During the winter months ageing inside the barrel, at the coldest time of the night (around 6AM in the morning), we introduce air from outside the cellar into the barrels room, favoring a drop in temperature that gently and progressively facilitates stabilization and natural precipitation. All the solid particles, unnecessary for the wine, that generate turbidity, are deposited at the bottom of the barrel and here is where the racking takes on vital importance.
When does the racking take place?
When the time comes (usually in spring) we move the clean wine to the tank, removing the precipitates from the bottom, then the barrel is cleaned inside with steam and pressurised hot water, cleaning the pore of the wood and again facilitating the correct micro-oxygenation of the wine. We finish this process placing the clean wine back into the clean barrel.

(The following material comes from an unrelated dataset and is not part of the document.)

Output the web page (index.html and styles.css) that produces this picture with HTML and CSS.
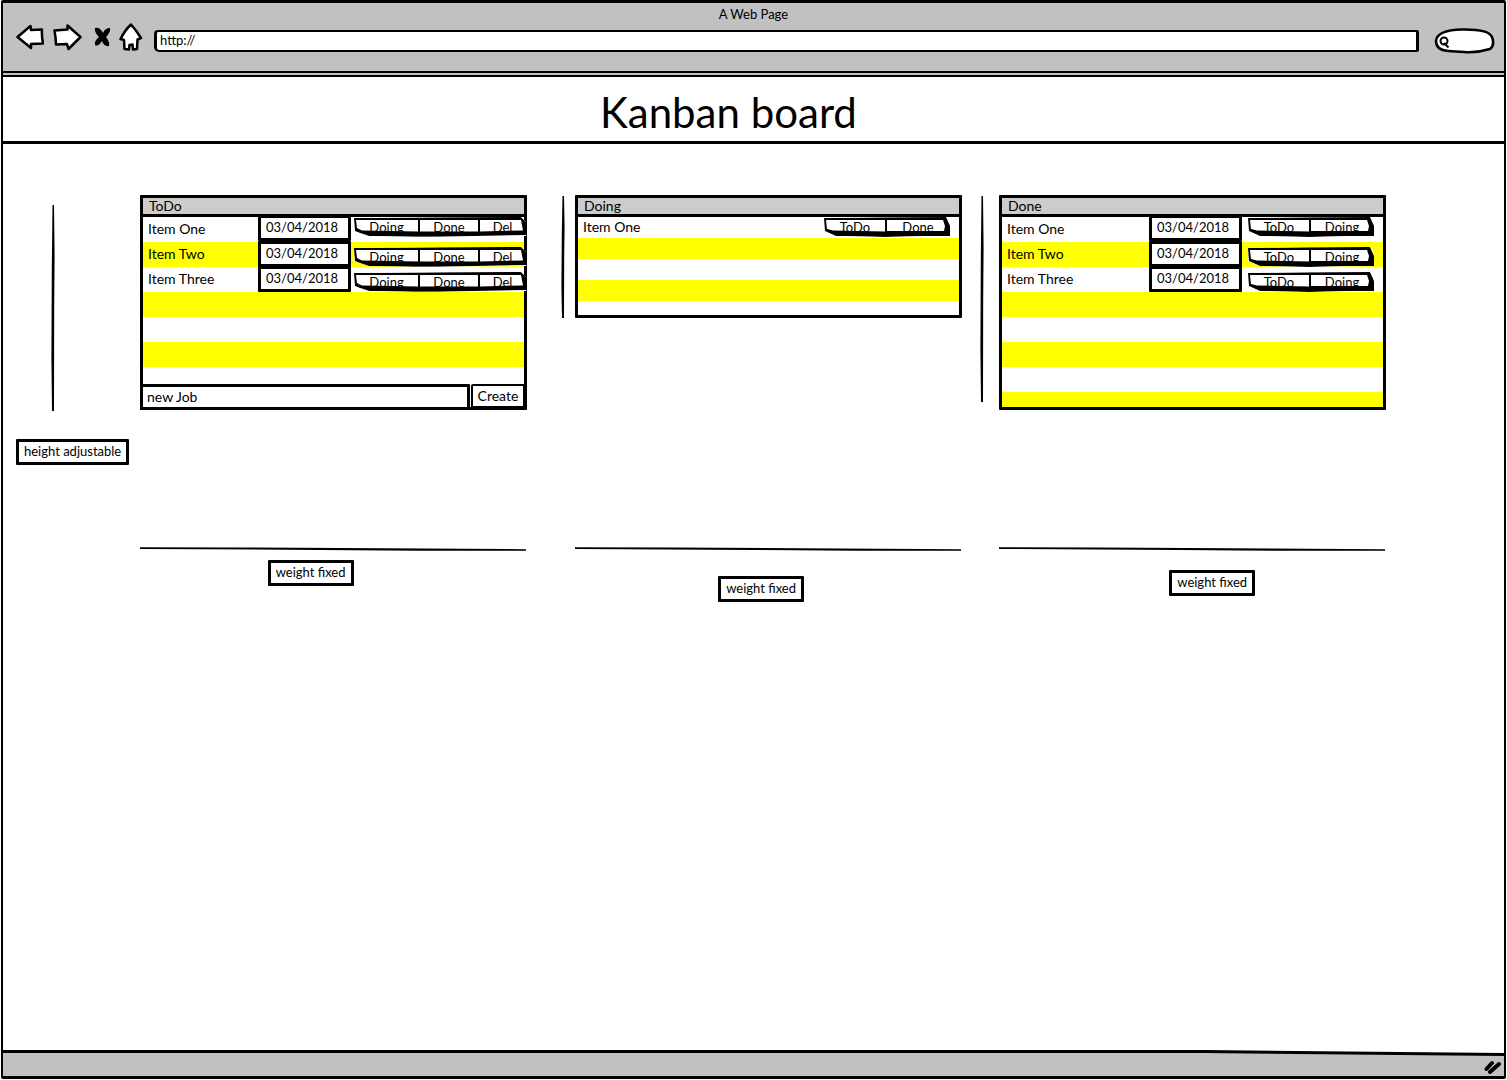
FILE: index.html
```html
<!DOCTYPE html>
<html lang="en">
<head>
<meta charset="utf-8">
<title>Kanban board</title>
<link rel="stylesheet" href="styles.css">
</head>
<body>
<svg class="defs" aria-hidden="true">
  <symbol id="vrule" viewBox="0 0 4 200" preserveAspectRatio="none"><path d="M1.500 0 H3 L3.600 50 L3.200 100 L3 200 L1 200 L.4 150 L.8 60 Z"/></symbol>
  <symbol id="hrule" viewBox="0 0 387 4" preserveAspectRatio="none"><path d="M0 .2 L100 .4 L386 2.200 V3.800 H280 L180 2.900 L0 2 Z"/></symbol>
  <symbol id="two" viewBox="0 0 126 20" preserveAspectRatio="none">
    <path fill-rule="evenodd" d="M0 1 L60 0 L122 0 L126 9 V19 L100 19 L60 20 L12 19 L1 14 Z M2 3 L3 12 L9 13.500 L61 14.500 V3 Z M63 3 V14 H120 L121 9 L119 3 Z"/>
  </symbol>
  <symbol id="three" viewBox="0 0 172 20" preserveAspectRatio="none">
    <path fill-rule="evenodd" d="M0 1 L90 0 L168 0 L172 5 V18 L120 19 L60 20 L12 19 L1 14 Z M2 3 L3 11 L8 13.500 L64 14.500 V3 Z M66 3 V14.500 H124 V3 Z M126 3 V14.500 L169 13.500 L167 3 Z"/>
  </symbol>
</svg>
<div class="window">
  <header class="chrome">
    <div class="caption">A Web Page</div>
    <div class="toolbar">
      <button class="tool" aria-label="Back"><svg width="28" height="26" viewBox="0 0 28 26"><path class="shape" d="M1.500 13 L14.500 2 L15 6 L26 5.500 Q25.500 12 27 19.500 L15 20 L15 24 Z"/></svg></button>
      <button class="tool forward" aria-label="Forward"><svg width="29" height="27" viewBox="0 0 29 27"><path class="shape" d="M1.500 6.500 L14.500 5.500 V1.500 L27.500 13 L15.500 25 L14 20 L3 20.500 Q3 15 1.500 6.500 Z"/></svg></button>
      <button class="tool stop" aria-label="Stop"><svg width="17" height="20" viewBox="0 0 17 20"><path d="M1 1 Q6 0 9 6 Q11 1 16 1 Q17 5 12 10 Q16 15 15 19 Q10 20 8 14 Q4 20 1 18 Q0 14 5 10 Q0 5 1 1 Z"/></svg></button>
      <button class="tool home" aria-label="Home"><svg width="24" height="28" viewBox="0 0 24 28"><path class="shape" d="M12 1.500 Q17 7 22 15 L18.500 16.500 L18 26 L14 26.500 L13.500 21.500 L10.500 22 L10 26.500 L5.500 26 L5 17 L1.500 16 Q6 7 12 1.500 Z"/></svg></button>
      <input class="address" type="text" value="http://" aria-label="Address">
      <label class="search">
        <svg width="62" height="27" viewBox="0 0 62 27" aria-hidden="true"><path class="shape" d="M3 13 Q4 2 29 1.500 Q56 1 59 9 Q62 17 57 21 Q44 25 31 24 L15 23 Q3 22 3 13 Z"/><ellipse cx="11" cy="13" rx="3.500" ry="3.500" class="lens"/><path class="lens" d="M11 15 L15.500 19.500"/></svg>
        <input type="search" aria-label="Search">
      </label>
    </div>
  </header>

  <div class="heading"><h1>Kanban board</h1></div>

  <main class="board">
    <div class="gutter first">
      <svg class="vrule tall" aria-hidden="true"><use href="#vrule"/></svg>
      <p class="note">height adjustable</p>
    </div>

    <section class="lane">
      <div class="space">
        <div class="card todo">
          <h2>ToDo</h2>
          <ul>
            <li><span>Item One</span><input class="date" type="text" value="03/04/2018" aria-label="Item One date"><div class="moves three"><button>Doing</button><button>Done</button><button>Del</button><svg aria-hidden="true"><use href="#three"/></svg></div></li>
            <li><span>Item Two</span><input class="date" type="text" value="03/04/2018" aria-label="Item Two date"><div class="moves three"><button>Doing</button><button>Done</button><button>Del</button><svg aria-hidden="true"><use href="#three"/></svg></div></li>
            <li><span>Item Three</span><input class="date" type="text" value="03/04/2018" aria-label="Item Three date"><div class="moves three"><button>Doing</button><button>Done</button><button>Del</button><svg aria-hidden="true"><use href="#three"/></svg></div></li>
          </ul>
          <form class="create">
            <input type="text" value="new Job" aria-label="New job">
            <button type="button">Create</button>
          </form>
        </div>
      </div>
      <svg class="hrule" aria-hidden="true"><use href="#hrule"/></svg>
      <p class="note left">weight fixed</p>
    </section>

    <div class="gutter second"><svg class="vrule short" aria-hidden="true"><use href="#vrule"/></svg></div>

    <section class="lane">
      <div class="space">
        <div class="card doing">
          <h2>Doing</h2>
          <ul>
            <li><span>Item One</span><div class="moves"><button>ToDo</button><button>Done</button><svg aria-hidden="true"><use href="#two"/></svg></div></li>
          </ul>
        </div>
      </div>
      <svg class="hrule" aria-hidden="true"><use href="#hrule"/></svg>
      <p class="note middle">weight fixed</p>
    </section>

    <div class="gutter third"><svg class="vrule tall" aria-hidden="true"><use href="#vrule"/></svg></div>

    <section class="lane">
      <div class="space">
        <div class="card done">
          <h2>Done</h2>
          <ul>
            <li><span>Item One</span><input class="date" type="text" value="03/04/2018" aria-label="Item One date"><div class="moves"><button>ToDo</button><button>Doing</button><svg aria-hidden="true"><use href="#two"/></svg></div></li>
            <li><span>Item Two</span><input class="date" type="text" value="03/04/2018" aria-label="Item Two date"><div class="moves"><button>ToDo</button><button>Doing</button><svg aria-hidden="true"><use href="#two"/></svg></div></li>
            <li><span>Item Three</span><input class="date" type="text" value="03/04/2018" aria-label="Item Three date"><div class="moves"><button>ToDo</button><button>Doing</button><svg aria-hidden="true"><use href="#two"/></svg></div></li>
          </ul>
        </div>
      </div>
      <svg class="hrule" aria-hidden="true"><use href="#hrule"/></svg>
      <p class="note right">weight fixed</p>
    </section>
  </main>

  <footer class="status">
    <svg class="edge" viewBox="0 0 1500 6" preserveAspectRatio="none" aria-hidden="true"><path class="page" d="M0 0 H1500 V4 L1300 2 H0 Z"/><path d="M0 0 L1200 0 L1500 3 V6 L1200 3 H0 Z"/></svg>
    <svg class="grip" width="18" height="14" viewBox="0 0 18 14" aria-hidden="true"><path d="M2.500 9 L8 3 M6 12 L15 4"/></svg>
  </footer>
</div>
</body>
</html>
```
FILE: styles.css
```css
* { box-sizing: border-box; }

body {
  margin: 0;
  padding: 0 1px 1px;
  background: #fff;
  color: #000;
  font: 13px/16px Lato, "Open Sans", sans-serif;
}

h1, h2, p, ul { margin: 0; padding: 0; font-weight: 400; }
ul { list-style: none; }
button, input { margin: 0; color: inherit; font: inherit; }
svg { display: block; }
.defs { position: absolute; width: 0; height: 0; }

.window {
  display: flex;
  flex-direction: column;
  min-height: calc(100vh - 1px);
  border: solid #000;
  border-width: 3px 2px;
  border-radius: 2px;
}

/* browser chrome */
.chrome {
  height: 74px;
  background: #c1c1c1;
  border-bottom: 6px double #000;
}
.caption { padding-top: 3px; text-align: center; }
.toolbar {
  display: flex;
  align-items: center;
  height: 30px;
  padding: 0 9px 0 13px;
}
.tool { padding: 0; border: 0; background: none; }
.forward { margin-left: 9px; }
.stop { margin-left: 12px; }
.home { margin-left: 8px; }
.shape { fill: #fff; stroke: #000; stroke-width: 2.500px; stroke-linejoin: round; }
.lens { fill: none; stroke: #000; stroke-width: 2px; }
.address {
  flex: 1;
  min-width: 0;
  height: 22px;
  margin: 8px 14px 0 11px;
  padding: 0 3px 2px;
  background: #fff;
  border: 3px solid #000;
  border-width: 2px 3px;
  border-radius: 4px 2px 2px 5px;
}
.search { position: relative; margin-top: 8px; }
.search input {
  position: absolute;
  inset: 4px 6px 4px 18px;
  width: 36px;
  border: 0;
  background: none;
}

.heading {
  padding: 13px 50px 7px 0;
  border-bottom: 3px solid #000;
  text-align: center;
}
h1 { font-size: 42px; line-height: 44px; }

/* board */
.board {
  flex: 1;
  display: grid;
  grid-template-columns: 137fr 387fr 48fr 387fr 37fr 387fr 118fr;
  align-items: start;
  padding-top: 51px;
}
.lane { min-width: 0; }
.space { min-height: 352px; }

.gutter { padding-top: 1px; }
.gutter.first { padding: 10px 5px 0 13px; }
.gutter.second { padding-left: 34px; }
.gutter.third { padding-left: 18px; }
.vrule { width: 4px; height: 206px; }
.vrule.short { height: 122px; }
.first .vrule { margin: 0 0 28px 35px; }
.hrule { width: 100%; height: 4px; }

.note {
  width: max-content;
  margin-top: 9px;
  padding: 1px 5px 3px;
  border: 3px solid #000;
  border-radius: 1px;
  background: #fff;
}
.note.left { margin-left: 33%; }
.note.middle { margin-top: 25px; margin-left: 37%; }
.note.right { margin-top: 19px; margin-left: 44%; }

.card { border: 3px solid #000; border-radius: 1px; }
.card h2 {
  height: 19px;
  padding-left: 6px;
  background: #ccc;
  border-bottom: 3px solid #000;
  font-size: 14px;
}
.card ul { --row: 25px; background: repeating-linear-gradient(#fff 0 var(--row), #ff0 var(--row) calc(2 * var(--row))); }
.todo ul { height: 167px; }
.done ul { height: 190px; padding-right: 9px; }
.doing ul { --row: 21px; height: 98px; padding-right: 9px; }
.card li {
  display: flex;
  align-items: flex-end;
  gap: 3px;
  height: var(--row);
  padding-left: 5px;
}
.done li { gap: 6px; }
.card li:first-child { align-items: flex-start; }
.card li span { flex: 1; align-self: center; padding-bottom: 2px; font-size: 14px; }

.date {
  flex: none;
  width: 93px;
  height: 26px;
  padding: 0 5px 2px;
  border: 3px solid #000;
  border-radius: 1px;
  background: #fff;
}
.card li:first-child .date { margin-top: -2px; }

.moves {
  position: relative;
  display: grid;
  grid-template-columns: 62px 64px;
  flex: none;
  height: 20px;
  overflow: hidden;
  background: #fff;
  clip-path: polygon(0 5%, 97% 0, 100% 25%, 100% 95%, 50% 100%, 9% 95%, 0 70%);
}
.moves.three { grid-template-columns: 65px 60px 47px; margin-right: -2px; }
.moves button {
  height: 20px;
  padding: 0;
  border: 0;
  background: none;
}
.moves svg {
  position: absolute;
  inset: 0;
  width: 100%;
  height: 100%;
  pointer-events: none;
}

.create { display: flex; gap: 1px; margin: 0 -3px -3px; }
.create input {
  flex: 1;
  min-width: 0;
  height: 26px;
  padding: 0 4px 2px;
  border: 3px solid #000;
  border-radius: 1px;
  background: #fff;
  font-size: 14px;
}
.create button {
  width: 56px;
  height: 26px;
  padding: 0;
  border: solid #000;
  border-width: 2px 4px 4px 2px;
  border-radius: 2px;
  background: #fff;
  font-size: 14px;
}

/* status bar */
.status { display: flex; flex-wrap: wrap; justify-content: flex-end; align-content: flex-start; height: 26px; background: #c1c1c1; }
.edge { width: 100%; height: 6px; }
.page { fill: #fff; }
.grip { margin: 4px 2px 0 0; fill: none; stroke: #000; stroke-width: 4px; stroke-linecap: round; }
```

As we have mentioned on previous occasions, the barrel not only helps to add aromas, but the wine also undergoes a great transformation inside, it gets refined and stabilized, acquiring a greater aptitude for subsequent aging in the bottle.
This way of doing, benefiting from the natural winter cold, is another detail of our philosophy of minimal intervention on wines. This has a great relevance since it is one of the main reasons why our wines do not need to be filtered before bottling, so we can respect as much as possible the harmony and balance obtained during many months inside the barrel.